On June 23rd 2005 I received a call at work telling me my best friend Dave had died. I held myself together by gripping that steering wheel as I hard as I could. I just needed that car to get me home where I could fall apart. It did, then I did.
On February 27th 2009 my Saturn SL2 and I drove to Jay Peak Resort in Vermont to go skiing with my brother Jim. I wasn’t sure if the car would survive the trip. It had been with me exactly 15 years and the car was feeling its age. The tape deck hadn’t worked in 5 or 6 years. The air conditioning was gone for the last 2. It had arrived at the garage slumped across the back of tow truck more than once. I asked my mechanics, Maurizio and Peter, if the car could make this trip. They both told me with confidence yes.
So we set off on the adventure, just the two of us. I plugged my IPOD into the short distance FM broadcaster and we listened to every Bruce Springsteen album from 1973’s Greetings in Asbury Park to 1998’s Tracks. Winding through the Quebec back roads I was really happy to just be with my car. After all, this was my car. I had driven almost every kilometer the Saturn SL2 had traveled. My wife didn’t drive it because she can’t drive standard. In fact other than my sister-in-law’s incident I think the only people who had driven it were my brother Jim, who borrowed it to go up to Huntsville for a weekend, my younger brother Scott, who moved it for Nancy when I was out of town, and some guy who borrowed it to get some ice. I don’t ever recall sitting in the passenger seat. I had never been in the back seat. Well, not when it was moving anyway (wink). In fact, this is probably the last car that will ever be mine. The mini-van is communal property. So this was our last real time together, there and back across Ontario, Quebec and Vermont - my medium-red Saturn SL2 keeping me warm and safe as it sliced through cold wind and icy pavement.

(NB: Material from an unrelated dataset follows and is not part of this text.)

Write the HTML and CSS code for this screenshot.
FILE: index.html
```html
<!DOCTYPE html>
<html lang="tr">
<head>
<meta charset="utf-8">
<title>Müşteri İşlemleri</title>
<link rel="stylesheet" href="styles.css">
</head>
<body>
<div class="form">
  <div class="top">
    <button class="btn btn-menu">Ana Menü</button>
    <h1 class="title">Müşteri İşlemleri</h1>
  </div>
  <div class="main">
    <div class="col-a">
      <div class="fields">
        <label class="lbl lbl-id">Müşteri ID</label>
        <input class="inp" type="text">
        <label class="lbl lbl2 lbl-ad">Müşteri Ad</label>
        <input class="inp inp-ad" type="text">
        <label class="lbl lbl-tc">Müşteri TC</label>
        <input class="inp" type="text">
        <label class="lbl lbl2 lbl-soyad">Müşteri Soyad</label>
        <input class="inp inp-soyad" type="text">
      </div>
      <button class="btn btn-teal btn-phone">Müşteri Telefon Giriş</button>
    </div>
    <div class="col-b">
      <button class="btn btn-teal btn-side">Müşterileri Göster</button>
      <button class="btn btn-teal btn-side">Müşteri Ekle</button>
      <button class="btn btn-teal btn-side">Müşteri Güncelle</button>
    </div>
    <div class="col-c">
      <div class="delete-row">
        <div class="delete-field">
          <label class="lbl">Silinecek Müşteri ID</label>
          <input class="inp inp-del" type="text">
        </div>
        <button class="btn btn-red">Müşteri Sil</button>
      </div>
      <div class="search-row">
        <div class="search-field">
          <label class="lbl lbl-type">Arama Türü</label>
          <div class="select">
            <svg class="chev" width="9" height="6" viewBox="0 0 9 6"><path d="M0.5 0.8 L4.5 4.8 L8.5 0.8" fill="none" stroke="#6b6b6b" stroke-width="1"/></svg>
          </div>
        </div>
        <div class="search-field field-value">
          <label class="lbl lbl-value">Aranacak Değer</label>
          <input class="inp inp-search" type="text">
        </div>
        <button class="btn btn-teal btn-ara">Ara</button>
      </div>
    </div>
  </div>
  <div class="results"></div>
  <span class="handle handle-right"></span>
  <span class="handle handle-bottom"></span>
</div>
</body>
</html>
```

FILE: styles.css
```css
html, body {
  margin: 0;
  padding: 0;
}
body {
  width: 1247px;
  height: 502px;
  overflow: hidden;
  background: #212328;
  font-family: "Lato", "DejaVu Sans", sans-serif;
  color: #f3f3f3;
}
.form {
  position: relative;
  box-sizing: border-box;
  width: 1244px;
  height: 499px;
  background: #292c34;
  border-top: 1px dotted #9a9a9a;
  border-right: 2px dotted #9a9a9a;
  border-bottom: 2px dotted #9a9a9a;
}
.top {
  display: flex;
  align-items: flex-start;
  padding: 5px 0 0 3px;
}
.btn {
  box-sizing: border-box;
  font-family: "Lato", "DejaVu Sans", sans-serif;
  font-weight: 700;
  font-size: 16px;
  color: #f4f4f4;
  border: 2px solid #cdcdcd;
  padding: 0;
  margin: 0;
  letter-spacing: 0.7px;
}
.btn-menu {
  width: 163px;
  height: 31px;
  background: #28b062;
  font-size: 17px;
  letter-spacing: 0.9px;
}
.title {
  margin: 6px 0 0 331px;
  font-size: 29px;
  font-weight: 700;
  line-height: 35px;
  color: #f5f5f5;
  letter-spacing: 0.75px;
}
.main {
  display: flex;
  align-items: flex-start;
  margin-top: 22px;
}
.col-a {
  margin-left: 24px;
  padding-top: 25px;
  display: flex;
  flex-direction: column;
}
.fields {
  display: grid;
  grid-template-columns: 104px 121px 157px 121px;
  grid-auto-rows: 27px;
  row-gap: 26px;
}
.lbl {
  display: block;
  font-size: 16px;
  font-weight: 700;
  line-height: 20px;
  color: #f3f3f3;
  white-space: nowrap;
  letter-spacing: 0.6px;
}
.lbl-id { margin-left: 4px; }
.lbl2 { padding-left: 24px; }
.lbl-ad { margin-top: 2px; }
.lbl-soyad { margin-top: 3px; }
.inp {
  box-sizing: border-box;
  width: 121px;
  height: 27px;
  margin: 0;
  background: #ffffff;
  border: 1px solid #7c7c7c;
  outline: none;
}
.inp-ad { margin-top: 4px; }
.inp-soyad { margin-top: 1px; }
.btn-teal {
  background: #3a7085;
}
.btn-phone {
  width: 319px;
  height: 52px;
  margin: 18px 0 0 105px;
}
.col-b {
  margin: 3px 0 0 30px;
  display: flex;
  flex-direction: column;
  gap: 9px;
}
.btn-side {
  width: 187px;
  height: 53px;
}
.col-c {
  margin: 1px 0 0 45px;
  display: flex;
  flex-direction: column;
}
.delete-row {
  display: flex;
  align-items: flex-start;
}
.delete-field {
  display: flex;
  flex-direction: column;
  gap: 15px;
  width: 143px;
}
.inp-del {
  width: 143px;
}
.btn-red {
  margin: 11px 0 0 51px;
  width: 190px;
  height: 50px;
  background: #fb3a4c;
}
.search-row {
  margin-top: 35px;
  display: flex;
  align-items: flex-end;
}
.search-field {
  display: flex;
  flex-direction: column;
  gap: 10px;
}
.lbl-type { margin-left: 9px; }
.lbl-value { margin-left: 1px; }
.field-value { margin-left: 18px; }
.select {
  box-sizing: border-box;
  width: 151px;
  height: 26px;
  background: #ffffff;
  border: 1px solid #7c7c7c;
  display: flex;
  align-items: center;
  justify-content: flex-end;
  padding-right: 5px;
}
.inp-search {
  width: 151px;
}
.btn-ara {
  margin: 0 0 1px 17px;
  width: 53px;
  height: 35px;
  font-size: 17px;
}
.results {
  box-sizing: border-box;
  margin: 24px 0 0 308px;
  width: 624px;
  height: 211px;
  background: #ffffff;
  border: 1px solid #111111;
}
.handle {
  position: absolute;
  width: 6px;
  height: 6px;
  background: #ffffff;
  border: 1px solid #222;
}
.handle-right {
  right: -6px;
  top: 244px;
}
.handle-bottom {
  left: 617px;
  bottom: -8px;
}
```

Then there I was on June 4, 2009, sitting in my silent car in the parking lot at work. The car that had been with me through pretty much every important moment in my adult life had spent its dying breath to get me safely to work one last time.
The next day I watched as the tow truck pulled it away. When I told my five year-old son Shane the Saturn wasn’t coming back he wanted to go see it.

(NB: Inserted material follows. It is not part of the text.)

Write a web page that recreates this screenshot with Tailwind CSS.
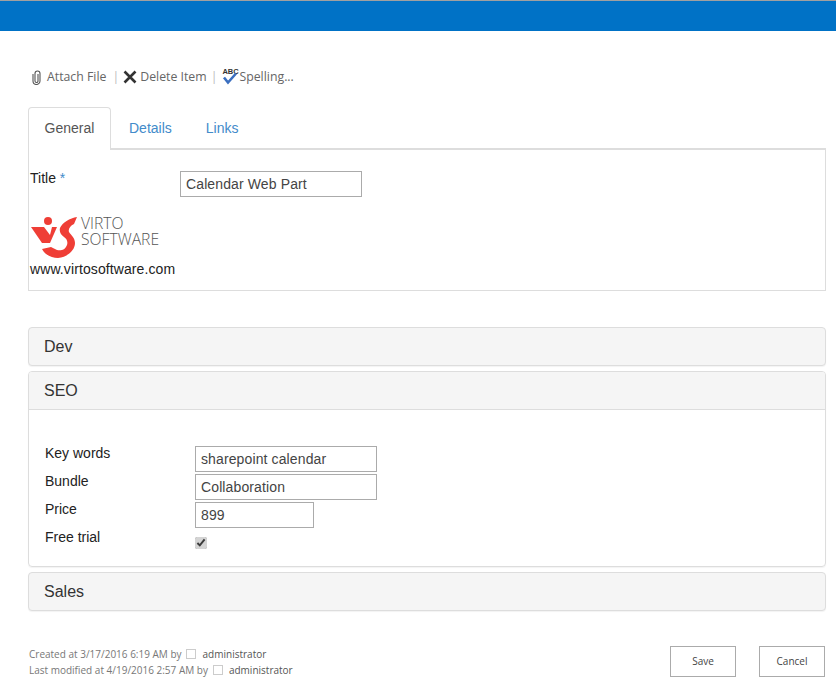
<!DOCTYPE html>
<html lang="en">
<head>
    <meta charset="UTF-8">
    <title>Calendar Web Part</title>
    <script src="https://cdn.jsdelivr.net/npm/@tailwindcss/browser@4"></script>
</head>
<body class="bg-white h-[677px] overflow-hidden font-['Liberation_Sans',sans-serif] text-[14px] text-[#333]">
    <!-- Top bar -->
    <div class="h-[31px] bg-[#0072c6] border-t border-[#a0a0a0]"></div>

    <!-- Toolbar -->
    <div class="pt-[37px] pl-[31px] h-[55px] flex items-center font-['Open_Sans',sans-serif] text-[12.300px] text-[#666]">
        <svg class="w-[11px] h-[15px]" viewBox="0 0 11 15" fill="none" stroke="#555" stroke-width="1.100"><path d="M7 4v7a1.500 1.500 0 0 1-3 0V3.500a2.500 2.500 0 0 1 5 0v7.500a3.500 3.500 0 0 1-7 0V4"/></svg>
        <span class="ml-[5px]">Attach File</span>
        <span class="ml-[6px] text-[#bbb]">|</span>
        <svg class="ml-[4px] w-[14px] h-[14px]" viewBox="0 0 14 14" stroke="#333" stroke-width="2.600"><path d="M1.500 1.500l11 11M12.500 1.500l-11 11"/></svg>
        <span class="ml-[3px]">Delete Item</span>
        <span class="ml-[4px] text-[#bbb]">|</span>
        <span class="relative ml-[5px] w-[16px] h-[16px]">
            <span class="absolute left-0 -top-[1px] text-[7.500px] leading-[8px] font-bold text-[#333] font-['Liberation_Sans',sans-serif]">ABC</span>
            <svg class="absolute left-0 top-0 w-[16px] h-[16px]" viewBox="0 0 16 16" fill="none" stroke="#3b6fc0" stroke-width="2.600"><path d="M2 8.500l4 5 8-9"/></svg>
        </span>
        <span class="ml-[1px]">Spelling...</span>
    </div>

    <!-- Tabs -->
    <div class="mt-[21px] mx-[28px] w-[798px]">
        <div class="flex h-[43px] border-b-2 border-[#ddd]">
            <div class="w-[83px] h-[43px] pb-[2px] bg-white border border-b-0 border-[#ddd] rounded-t-[4px] flex items-center justify-center text-[#555]">General</div>
            <div class="ml-[18px] leading-[43px] text-[#428bca]">Details</div>
            <div class="ml-[34px] leading-[43px] text-[#428bca]">Links</div>
        </div>
        <div class="h-[141px] border border-t-0 border-[#ddd] pl-[1px] relative">
            <div class="flex">
                <div class="w-[150px] pt-[20px] text-[#222] leading-[16px]">Title <span class="text-[#428bca]">*</span></div>
                <input class="mt-[21px] w-[182px] h-[26px] border border-[#ababab] px-[5px] text-[14px] tracking-[0.12px] text-[#444]" value="Calendar Web Part">
            </div>
            <!-- Logo -->
            <div class="mt-[18px] flex h-[43px]">
                <svg class="w-[50px] h-[44px] shrink-0" viewBox="0 0 50 44" fill="#ef3e36">
                    <circle cx="18" cy="6" r="4"/>
                    <path d="M1 12h13l6 8 2-8h5l-7 16h-8z"/>
                    <path d="M47 2C40 3 32 8 30 13C29 17 31 20 34 22C37 24 38 27 37 30C35 35 31 36 27 35L21 32L12 34C15 40 22 43 28 43C38 42 45 35 45 28C45 23 41 20 39 17C38 14 40 11 44 9Z"/>
                </svg>
                <div class="ml-[1px] font-['Open_Sans',sans-serif] font-light text-[15.700px] leading-[16px] text-[#555]">VIRTO<br>SOFTWARE</div>
            </div>
            <div class="mt-[3px] text-[#222] leading-[16px] tracking-[0.1px]">www.virtosoftware.com</div>
        </div>

        <!-- Accordion -->
        <div class="mt-[36px] h-[39px] bg-[#f5f5f5] border border-[#ddd] rounded-[4px] shadow-[0_1px_1px_rgba(0,0,0,0.05)] px-[15px] leading-[37px] text-[16px] text-[#333]">Dev</div>

        <div class="mt-[5px] h-[196px] border border-[#ddd] rounded-[4px] shadow-[0_1px_1px_rgba(0,0,0,0.05)]">
            <div class="h-[38px] bg-[#f5f5f5] border-b border-[#ddd] rounded-t-[3px] px-[15px] leading-[37px] text-[16px]">SEO</div>
            <div class="pt-[36px] pl-[16px] grid grid-cols-[150px_1fr] auto-rows-[28px] text-[#222]">
                <div class="-mt-[1px] leading-[16px]">Key words</div>
                <input class="w-[182px] h-[26px] border border-[#ababab] px-[5px] tracking-[0.12px] text-[#444]" value="sharepoint calendar">
                <div class="-mt-[1px] leading-[16px]">Bundle</div>
                <input class="w-[182px] h-[26px] border border-[#ababab] px-[5px] tracking-[0.12px] text-[#444]" value="Collaboration">
                <div class="-mt-[1px] leading-[16px]">Price</div>
                <input class="w-[119px] h-[26px] border border-[#ababab] px-[5px] tracking-[0.12px] text-[#444]" value="899">
                <div class="-mt-[1px] leading-[16px]">Free trial</div>
                <div><input type="checkbox" checked class="mt-[7px] w-[12px] h-[12px] block accent-[#d4d4d4]"></div>
            </div>
        </div>

        <div class="mt-[5px] h-[39px] bg-[#f5f5f5] border border-[#ddd] rounded-[4px] shadow-[0_1px_1px_rgba(0,0,0,0.05)] px-[15px] leading-[37px] text-[16px]">Sales</div>
    </div>

    <!-- Footer -->
    <div class="mt-[35px] ml-[29px] w-[796px] flex justify-between font-['Open_Sans',sans-serif] text-[10px] text-[#777]">
        <div class="leading-[16px]">
            <div class="flex items-center">Created at 3/17/2016 6:19 AM by<span class="ml-[4px] w-[10px] h-[10px] border border-[#ccc]"></span><span class="ml-[7px] text-[#555]">administrator</span></div>
            <div class="flex items-center">Last modified at 4/19/2016 2:57 AM by<span class="ml-[5px] w-[10px] h-[10px] border border-[#ccc]"></span><span class="ml-[6px] text-[#555]">administrator</span></div>
        </div>
        <div class="flex gap-[23px]">
            <button class="w-[66px] h-[31px] border border-[#ababab] bg-white text-[#444]">Save</button>
            <button class="w-[66px] h-[31px] border border-[#ababab] bg-white text-[#444]">Cancel</button>
        </div>
    </div>
</body>
</html>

So Shane, my 11 month-old son Curtis, and I hopped in our Toyota Sienna and went to Greenwood Auto where my Saturn waited to have its snow tires and plates removed. Shane and I got out of the van. Curtis stayed in. He had only been in the Saturn once (and he can’t walk yet so this was just easier). But Shane had known this car his entire life. We walked around it and gave the hood an appreciative pat. The body was there but the spirit was gone.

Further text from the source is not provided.